## Material supplied
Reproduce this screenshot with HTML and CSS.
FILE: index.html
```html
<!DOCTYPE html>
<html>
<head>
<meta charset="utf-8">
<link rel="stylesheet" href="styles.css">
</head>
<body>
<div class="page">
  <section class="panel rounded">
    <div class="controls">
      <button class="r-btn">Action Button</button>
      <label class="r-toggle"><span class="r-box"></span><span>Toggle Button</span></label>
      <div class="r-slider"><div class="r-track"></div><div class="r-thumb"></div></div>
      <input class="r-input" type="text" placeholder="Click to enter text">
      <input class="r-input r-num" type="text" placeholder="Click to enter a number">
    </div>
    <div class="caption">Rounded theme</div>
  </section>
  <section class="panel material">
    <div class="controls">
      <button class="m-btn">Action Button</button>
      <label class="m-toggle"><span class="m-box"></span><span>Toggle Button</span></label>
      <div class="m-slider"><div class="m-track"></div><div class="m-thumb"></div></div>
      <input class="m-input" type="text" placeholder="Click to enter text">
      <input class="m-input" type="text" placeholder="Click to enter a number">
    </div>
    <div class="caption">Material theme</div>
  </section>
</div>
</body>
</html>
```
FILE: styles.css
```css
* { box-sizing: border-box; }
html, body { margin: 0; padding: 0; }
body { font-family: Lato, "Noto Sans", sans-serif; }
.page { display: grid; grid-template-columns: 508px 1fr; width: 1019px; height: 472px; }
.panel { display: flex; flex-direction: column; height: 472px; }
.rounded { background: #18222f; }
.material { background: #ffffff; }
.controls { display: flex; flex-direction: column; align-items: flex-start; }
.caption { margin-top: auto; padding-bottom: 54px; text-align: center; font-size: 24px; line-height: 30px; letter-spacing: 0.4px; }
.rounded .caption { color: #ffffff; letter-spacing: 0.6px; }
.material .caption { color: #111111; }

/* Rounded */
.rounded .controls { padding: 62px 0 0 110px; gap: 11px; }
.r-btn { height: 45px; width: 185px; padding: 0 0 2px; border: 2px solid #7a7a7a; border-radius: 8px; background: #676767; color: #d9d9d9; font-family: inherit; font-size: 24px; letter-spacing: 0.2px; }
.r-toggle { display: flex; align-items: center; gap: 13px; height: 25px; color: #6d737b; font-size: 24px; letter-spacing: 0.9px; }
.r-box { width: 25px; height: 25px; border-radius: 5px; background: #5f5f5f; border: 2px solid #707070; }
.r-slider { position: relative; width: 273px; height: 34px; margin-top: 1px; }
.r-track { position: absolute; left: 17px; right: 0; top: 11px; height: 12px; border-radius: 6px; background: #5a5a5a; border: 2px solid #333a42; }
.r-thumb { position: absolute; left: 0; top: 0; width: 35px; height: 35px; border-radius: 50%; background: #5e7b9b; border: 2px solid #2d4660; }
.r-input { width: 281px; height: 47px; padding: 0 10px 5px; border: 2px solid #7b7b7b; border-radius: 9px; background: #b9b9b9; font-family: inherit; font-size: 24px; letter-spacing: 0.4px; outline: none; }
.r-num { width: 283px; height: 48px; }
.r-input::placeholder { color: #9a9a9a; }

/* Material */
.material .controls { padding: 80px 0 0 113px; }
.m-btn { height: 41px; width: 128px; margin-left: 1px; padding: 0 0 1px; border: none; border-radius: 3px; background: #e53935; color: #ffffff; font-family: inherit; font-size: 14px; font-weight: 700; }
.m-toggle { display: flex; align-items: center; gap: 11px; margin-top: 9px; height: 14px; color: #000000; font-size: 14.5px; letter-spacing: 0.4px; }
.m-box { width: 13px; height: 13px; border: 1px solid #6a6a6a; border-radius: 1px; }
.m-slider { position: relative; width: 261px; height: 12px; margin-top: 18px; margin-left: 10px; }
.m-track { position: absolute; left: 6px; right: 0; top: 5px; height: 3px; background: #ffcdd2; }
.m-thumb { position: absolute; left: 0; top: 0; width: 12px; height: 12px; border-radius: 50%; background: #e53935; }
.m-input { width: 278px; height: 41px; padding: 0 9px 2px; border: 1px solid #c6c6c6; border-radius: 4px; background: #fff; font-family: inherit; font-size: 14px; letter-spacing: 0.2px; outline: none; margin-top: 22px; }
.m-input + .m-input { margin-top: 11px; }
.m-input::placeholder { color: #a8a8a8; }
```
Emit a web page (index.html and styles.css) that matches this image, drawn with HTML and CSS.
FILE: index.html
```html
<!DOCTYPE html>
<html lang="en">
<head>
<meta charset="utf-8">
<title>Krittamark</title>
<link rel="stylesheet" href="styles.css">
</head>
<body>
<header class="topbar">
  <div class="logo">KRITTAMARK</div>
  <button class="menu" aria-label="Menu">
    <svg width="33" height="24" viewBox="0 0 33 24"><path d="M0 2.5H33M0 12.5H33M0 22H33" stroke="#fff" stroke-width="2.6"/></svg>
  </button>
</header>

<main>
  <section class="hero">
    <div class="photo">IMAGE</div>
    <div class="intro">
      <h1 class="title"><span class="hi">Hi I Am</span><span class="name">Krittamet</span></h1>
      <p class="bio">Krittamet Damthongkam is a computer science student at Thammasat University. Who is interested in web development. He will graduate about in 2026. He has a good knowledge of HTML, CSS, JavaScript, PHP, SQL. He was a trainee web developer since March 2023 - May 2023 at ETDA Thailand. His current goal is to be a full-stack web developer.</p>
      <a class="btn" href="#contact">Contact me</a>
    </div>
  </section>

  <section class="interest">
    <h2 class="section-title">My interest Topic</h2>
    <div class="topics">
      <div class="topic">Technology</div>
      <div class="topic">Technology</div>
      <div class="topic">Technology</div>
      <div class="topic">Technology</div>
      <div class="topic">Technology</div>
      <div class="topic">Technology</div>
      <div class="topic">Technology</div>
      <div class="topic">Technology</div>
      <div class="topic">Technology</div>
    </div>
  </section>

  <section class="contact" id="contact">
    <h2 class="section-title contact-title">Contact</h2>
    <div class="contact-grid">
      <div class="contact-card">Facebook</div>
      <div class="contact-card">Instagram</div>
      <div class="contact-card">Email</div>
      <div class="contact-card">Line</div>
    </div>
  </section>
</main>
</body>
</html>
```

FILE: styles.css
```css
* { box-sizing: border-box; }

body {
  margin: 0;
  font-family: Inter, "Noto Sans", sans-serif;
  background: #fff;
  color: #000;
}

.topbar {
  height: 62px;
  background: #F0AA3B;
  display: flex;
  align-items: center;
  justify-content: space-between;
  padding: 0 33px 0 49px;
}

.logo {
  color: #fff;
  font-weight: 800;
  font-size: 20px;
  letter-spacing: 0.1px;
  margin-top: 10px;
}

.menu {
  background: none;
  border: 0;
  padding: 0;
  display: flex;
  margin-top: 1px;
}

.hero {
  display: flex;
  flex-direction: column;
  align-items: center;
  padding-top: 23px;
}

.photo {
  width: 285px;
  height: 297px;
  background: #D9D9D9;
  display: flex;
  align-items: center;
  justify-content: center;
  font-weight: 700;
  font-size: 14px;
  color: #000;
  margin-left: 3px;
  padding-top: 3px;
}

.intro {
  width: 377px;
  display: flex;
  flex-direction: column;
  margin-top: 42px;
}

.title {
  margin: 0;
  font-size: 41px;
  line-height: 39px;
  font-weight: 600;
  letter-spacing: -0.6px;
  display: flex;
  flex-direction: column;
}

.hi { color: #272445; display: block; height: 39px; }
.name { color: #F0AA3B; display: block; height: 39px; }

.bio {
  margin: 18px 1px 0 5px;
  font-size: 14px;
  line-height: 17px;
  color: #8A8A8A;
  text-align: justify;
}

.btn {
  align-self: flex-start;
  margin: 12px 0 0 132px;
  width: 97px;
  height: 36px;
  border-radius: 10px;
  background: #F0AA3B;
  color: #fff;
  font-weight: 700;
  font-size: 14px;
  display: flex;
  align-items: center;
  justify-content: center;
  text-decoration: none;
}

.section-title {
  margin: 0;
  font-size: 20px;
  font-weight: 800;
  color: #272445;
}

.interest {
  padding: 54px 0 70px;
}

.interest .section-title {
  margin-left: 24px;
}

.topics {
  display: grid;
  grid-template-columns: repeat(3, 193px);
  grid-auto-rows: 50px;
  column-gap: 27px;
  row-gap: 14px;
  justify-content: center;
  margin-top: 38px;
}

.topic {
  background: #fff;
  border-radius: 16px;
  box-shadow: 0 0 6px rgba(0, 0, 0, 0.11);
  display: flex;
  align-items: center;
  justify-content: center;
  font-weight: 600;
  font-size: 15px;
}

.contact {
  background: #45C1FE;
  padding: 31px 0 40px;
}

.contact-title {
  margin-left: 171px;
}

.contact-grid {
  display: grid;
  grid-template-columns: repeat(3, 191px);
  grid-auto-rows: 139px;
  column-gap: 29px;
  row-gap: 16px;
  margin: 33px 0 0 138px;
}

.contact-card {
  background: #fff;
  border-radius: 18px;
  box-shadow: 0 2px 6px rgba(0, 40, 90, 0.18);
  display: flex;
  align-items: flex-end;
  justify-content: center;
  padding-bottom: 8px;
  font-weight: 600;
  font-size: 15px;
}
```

## Written request
Answer with a single number: the count of lines holding the word "page".

## Exercise answer
3